Harold Brooks, a meteorologist at the weather service's severe storm lab in Norman, Okla., said May 15 is the latest into the month that the U.S. has had to wait for its first significant tornadoes of the year. Brooks said he would expect 2013 to be one of the least lethal tornado years since the agency started keeping records in 1954.

Earlier Thursday, about 20,000 homes and businesses in the region were without power.

Another tornado cut a mile-wide path through Cleburne on Wednesday, storm spotters told the National Weather Service. The weather service said it was estimated as an EF-3, which has winds between 136 mph and 165 mph.

Cleburne Mayor Scott Cain said Thursday morning that no one was killed or seriously hurt in the courthouse city of about 30,000 that's some 25 miles southeast of Granbury. Nine people suffered minor injuries, and upward of 150 homes were damaged and another 50 were destroyed.

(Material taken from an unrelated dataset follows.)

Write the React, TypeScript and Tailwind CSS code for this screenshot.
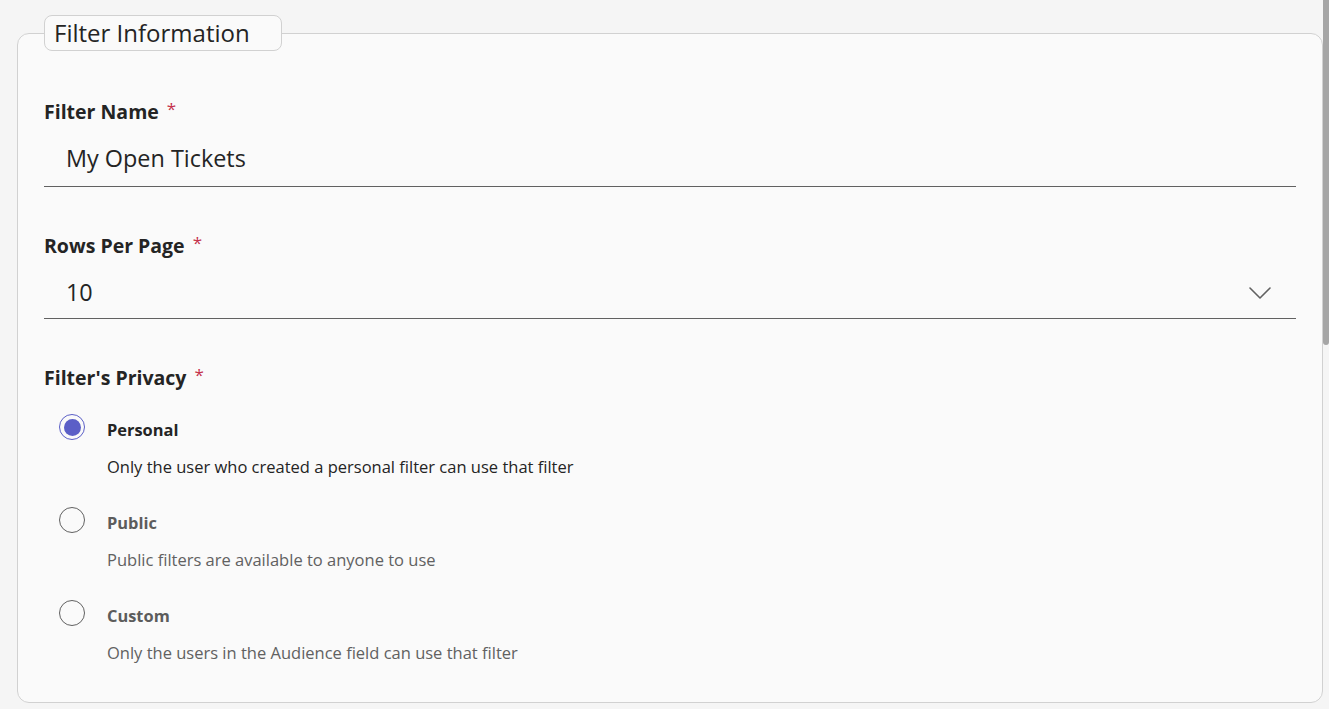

Cleburne resident Derrek Grisham was going through his mother's damaged home Thursday, salvaging items before the home is likely torn down.

Grisham, 26, said after the storm passed through, he ran to his mother's nearby home to check on her and his 10-year-old son, who was staying with her.

"I had to kick in the front door to get them out," he said, explaining the two had taken shelter in a bathtub.

The roof of the home was torn away and he said her belongings were a jumbled mass, but that Catholic crucifixes stayed in place on the living room wall.